Three Questions Every Business Owner Needs to Address in Their Succession Plan
When it comes to succession planning, most business owners probably realize there are many important factors at play. But what exactly do they need to address during the process, and what questions must they answer to execute a successful transition?
1. Transition Timeframe & Value of the Business
The first question to answer is directly from the business owner’s perspective—what is their timeframe? Is it immediate, 5 to 10 years or unknown? Along those lines, do they know what their business is worth? Many people think they know, but it is important to get a valuation done by an independent third-party to set a baseline for what the expectation should be.
2. Future of the Company
Another question—what do they want the future of the company and its employees to be after they’re gone?

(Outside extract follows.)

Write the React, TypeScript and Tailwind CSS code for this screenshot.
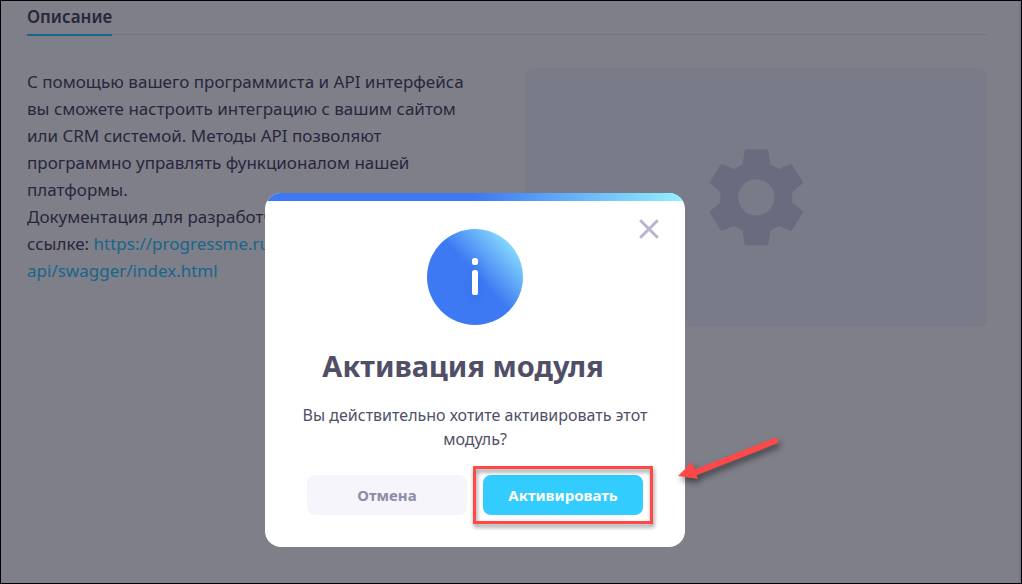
import { ReactNode } from "react";

const GearIcon = () => (
  <svg viewBox="54 58 286 290" className="w-24" fill="#d6d6ec" aria-hidden="true">
    <path
      stroke="#d6d6ec"
      strokeWidth="8"
      strokeLinejoin="round"
      fillRule="evenodd"
      d="M167 63H230L236 106L265 122L301 106L333 158L301 185V219L333 246L301 298L265 283L236 299L230 341H167L161 299L132 283L95 298L63 246L95 219V185L63 158L95 106L132 122L161 106Z
      M198 144a58 58 0 1 0 0 116a58 58 0 1 0 0-116Z"
    />
  </svg>
);

const InfoIcon = () => (
  <svg width="96" height="96" viewBox="0 0 96 96" aria-hidden="true">
    <defs>
      <linearGradient id="info-bg" x1="12" y1="84" x2="90" y2="12" gradientUnits="userSpaceOnUse">
        <stop offset="0.5" stopColor="#3d79f2" />
        <stop offset="1" stopColor="#8fe6ff" />
      </linearGradient>
      <filter id="info-shadow" x="-200%" y="-50%" width="500%" height="200%">
        <feDropShadow dx="0" dy="4" stdDeviation="4" floodColor="#2152c4" floodOpacity="0.25" />
      </filter>
    </defs>
    <circle cx="48" cy="48" r="48" fill="url(#info-bg)" />
    <g fill="#fff" filter="url(#info-shadow)">
      <rect x="45" y="29" width="6" height="7" rx="2.6" />
      <rect x="45" y="41" width="6" height="25" rx="2.6" />
    </g>
  </svg>
);

const CloseIcon = () => (
  <svg width="20" height="20" viewBox="0 0 20 20" aria-hidden="true">
    <path d="M1.2 1.2L18.8 18.8M18.8 1.2L1.2 18.8" stroke="#b8b6cf" strokeWidth="3" />
  </svg>
);

const Arrow = () => (
  <svg
    width="112"
    height="56"
    viewBox="0 0 112 56"
    className="absolute top-[431px] left-[671px] drop-shadow-[2px_4px_3px_rgba(0,0,0,0.5)]"
    aria-hidden="true"
  >
    <path d="M22 41L103 9" stroke="#ff4848" strokeWidth="6" strokeLinecap="round" />
    <path d="M6 44L20 30L26 47Z" fill="#ff4848" />
  </svg>
);

interface HighlightProps {
  children: ReactNode;
}
const Highlight = ({ children }: HighlightProps) => (
  <div className="relative">
    {children}
    <div className="pointer-events-none absolute -inset-x-[10px] -inset-y-[9px] border-3 border-[#ff4848] drop-shadow-[1px_3px_2px_rgba(0,0,0,0.45)]" />
  </div>
);

const Description = () => (
  <main className="px-[26px] pt-1 pr-8">
    <nav className="flex h-[30px] border-b border-[#ebe8ff]">
      <a
        href="#description"
        className="h-[31px] border-b-2 border-[#33ccff] text-[17px] leading-6 font-semibold"
      >
        Описание
      </a>
    </nav>
    <section id="description" className="mt-[33px] grid grid-cols-2 gap-9">
      <p className="text-[17px] leading-[27px] whitespace-nowrap">
        С помощью вашего программиста и API интерфейса
        <br />
        вы сможете настроить интеграцию с вашим сайтом
        <br />
        или CRM системой. Методы API позволяют
        <br />
        программно управлять функционалом нашей
        <br />
        платформы.
        <br />
        Документация для разработчиков по
        <br />
        ссылке:{" "}
        <a href="#api" className="text-[#33ccff]">
          https://progressme.ru/
          <br />
          api/swagger/index.html
        </a>
      </p>
      <div className="flex h-[259px] items-center justify-center rounded-lg bg-[#f4f6ff]">
        <GearIcon />
      </div>
    </section>
  </main>
);

const ActivationModal = () => (
  <div
    role="dialog"
    aria-modal="true"
    aria-labelledby="modal-title"
    className="relative w-[420px] overflow-hidden rounded-2xl bg-white pb-8"
  >
    <div className="h-2 bg-[linear-gradient(90deg,#3d79f2_50%,#93f1ff)]" />
    <button type="button" aria-label="Закрыть" className="absolute top-[26px] right-[26px]">
      <CloseIcon />
    </button>
    <div className="flex flex-col items-center px-8 pt-7 text-center">
      <InfoIcon />
      <h2 id="modal-title" className="mt-6 pr-6 text-[29px] leading-[34px] font-bold">
        Активация модуля
      </h2>
      <p className="mt-5 text-base leading-6">
        Вы действительно хотите активировать этот
        <br />
        модуль?
      </p>
      <div className="mt-6 flex gap-4 text-[15px] font-bold">
        <button type="button" className="h-10 w-40 rounded-lg bg-[#f5f5fb] text-[#8e8ca7]">
          Отмена
        </button>
        <Highlight>
          <button type="button" className="h-10 w-40 rounded-lg bg-[#33ccff] text-white">
            Активировать
          </button>
        </Highlight>
      </div>
    </div>
  </div>
);

export default function App() {
  return (
    <div className="relative min-h-screen border border-black bg-white font-['Noto_Sans',sans-serif] text-[#514f67]">
      <div className="min-h-[582px] border-r-2 border-[#ebe8ff]">
        <Description />
      </div>
      <div className="absolute inset-0 flex items-start justify-center bg-[#000014]/50 pt-48 pr-[72px]">
        <ActivationModal />
      </div>
      <Arrow />
    </div>
  );
}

Many times, we run across business owners who don’t care much about what happens, while other business owners care about the culture and legacy of the company, as well as the ongoing benefit and performance for their employees. That’s where an ESOP is especially handy versus a traditional third-party M&A deal.
3. Preferred Involvement
Bonus: A Team of Trusted Advisors
We always ask the owner if they have good legal counsel, either from an M&A perspective or an ESOP perspective—ESOPs in particular are highly technical and regulated. Who is their law firm? Who handles state issues within that law firm? Looking at the CPA firm, does the firm engage from a tax perspective as it relates to a potential sale? Does the business owner have a wealth manager? No matter the transaction, there is going to be an influx of cash to the owner. A bank is another one—if they have a good banking relationship, that’s a phenomenal piece of the pie to be able to fund the ESOP from a banking perspective. A solid group of advisors can advise the business owner on options and eventually on the transaction itself.